Florida State DT Braden Fiske–At 295 pounds, he needs to win with speed and seizing the advantage on his first step. Fiske, a transfer from Western Michigan, did that consistently in both individual and team drills. He did a great job getting his hips and shoulders deep past the desired blocking point before the opposing lineman could set up.

Cal LB Jackson Sirmon–had the defensive play of the day (that I witnessed anyway) with an athletic interception thanks to a quick reaction and a pressure by Fiske. Sirmon covered a lot of ground quickly in a couple of run reps in team drills.

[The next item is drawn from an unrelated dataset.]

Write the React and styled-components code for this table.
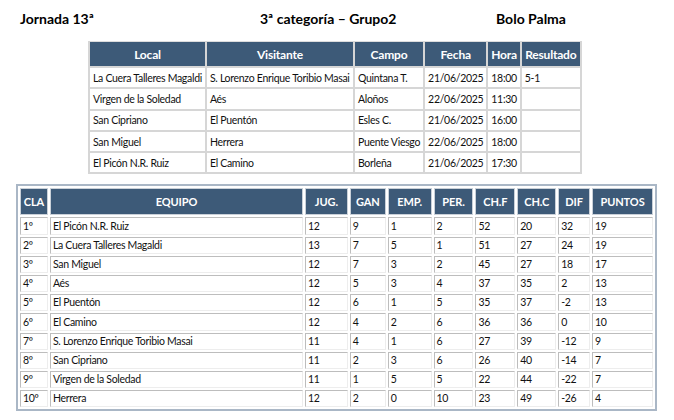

Guys who need better days ahead

Every tight end. It just wasn’t a good showing for any of the group on either team. There were some rep wins, to be sure, but especially with the National team it just wasn’t anything that made anyone take positive notice beyond a random play here or there. Most notably, Minnesota’s Brevyn Spann-Ford looked quite sluggish and leggy in his running.

Penn State CB Johnny Dixon–brought him up earlier, but when multiple coverage reps earn multiple penalty flags, it’s not a good sign. He was guilty of both a hold and defensive pass interference–separately–on the same play on a pretty simple shallow post route.

Iowa P Tory Taylor–Taylor did not have a good day. Boomed a couple of 60-yarders but also shanked two in a three-punt series, one of which went about 20 yards. There isn’t even token defensive pressure put on the punters, either.

Alabama DE Justin Egboigbe–not sure he had a single win in 1-on-1 pass rush drills. There just wasn’t any plan of attack other than charging straight into the block and hoping for the best.

Washington State EDGE Brennan Jackson–didn’t see what happened to Jackson, but he was noticeably limping on hte sidelines and had his left leg in a full sleeve. The preliminary report was a rolled ankle.

North Carolina WR Tez Walker--he had some wins and even flashed a little sizzle in the open field, but I thought Walker took too long to get off the line and had some wasted steps and motion in several of his routes.